Yang masih perlu diamati adalah, bagaimana reaksi SBY setelah Ical menarik ucapannya, apakah beliau masih komit dengan perkataannya bahwa tidak mungkin bisa bekerja sama dengan orang yang telah mengkhianatinya? Sebagai seorang politisi yang tidak kalah licinnya dengan Ical, perkembangan dikemudian hari sangat menarik untuk "dipelajari" oleh generasi muda yang tertarik bidang politik.

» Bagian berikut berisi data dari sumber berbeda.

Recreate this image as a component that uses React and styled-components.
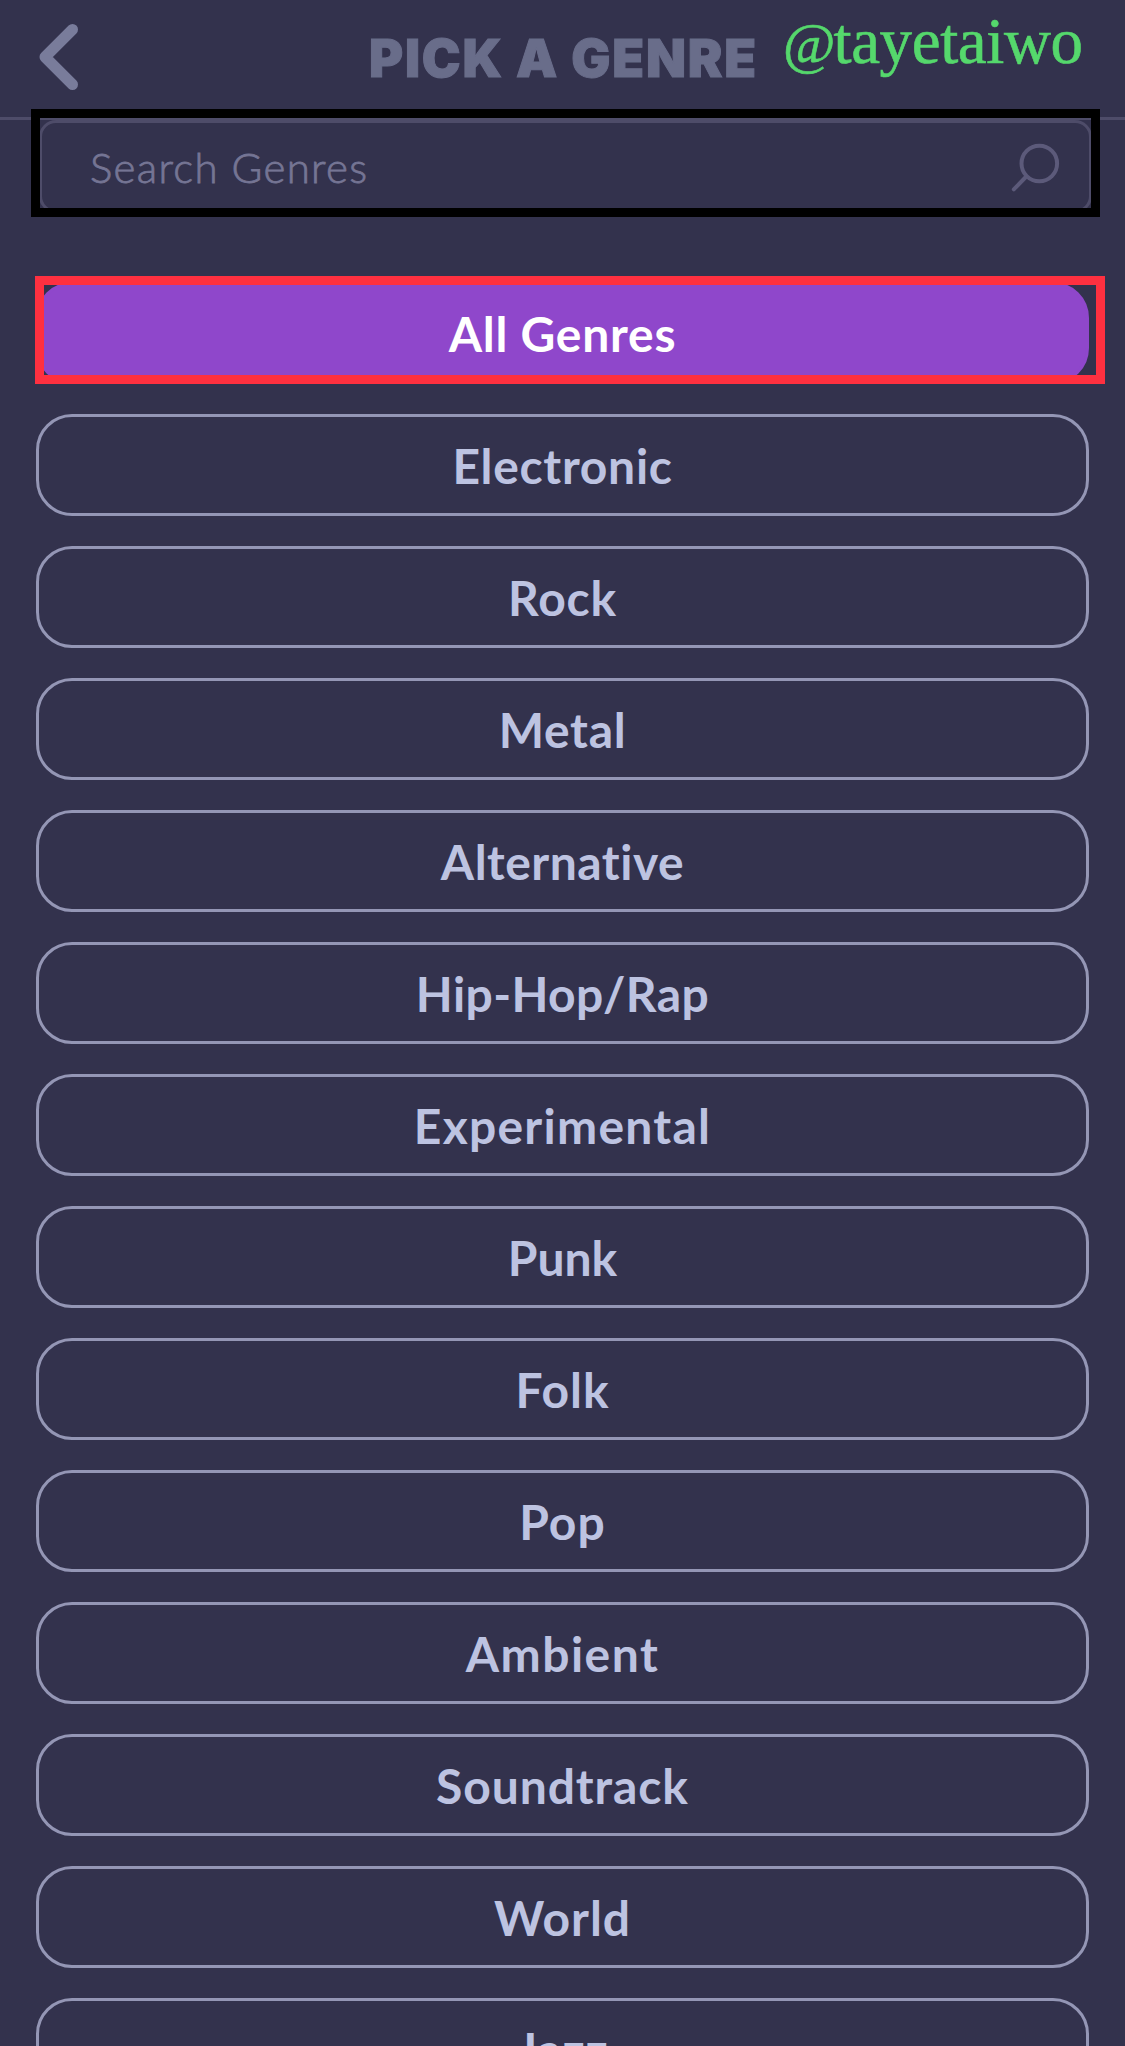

Masyarakat juga harus ingat, bahwa Perppu Pilkada tidak lahir karena sikap kenegarawanan SBY, tetapi lebih disebabkan oleh perilaku para politisi PD yang dikomandani Syarif Hasan dan Ibas (anak SBY) yang telah melakukan walk out (WO). Ketika itu SBY telah memberikan perintah untuk mengusut siapa dalang WO dan diberikan sanksi, dan Nurhayati dengan gagah berani mengatakan bahwa "sayalah yang bertanggung jawab atas WO".  Kemudian apakah SBY langsung memberikan sanksi? sampai sekarang tidak jelas, bahkan terkesan SBY dan anak buahnya sudah melupakan peristiwa WO. Nurhayati yang merupakan mantan staf Ibu Ani memiliki kedudukan yang sangat kuat, karena mungkin saja Nurhayati memiliki informasi-informasi yang bersifat sangat rahasia dan tabu untuk diketahui oleh masyarakat.
Oleh sebab itu setelah Ical dan KMP berbalik mendukung Perppu Pilkada, reaksi SBY menarik untuk dinanti dan menjadi pelajaran bagi generasi muda yang ingin meniti karir sebagai politisi.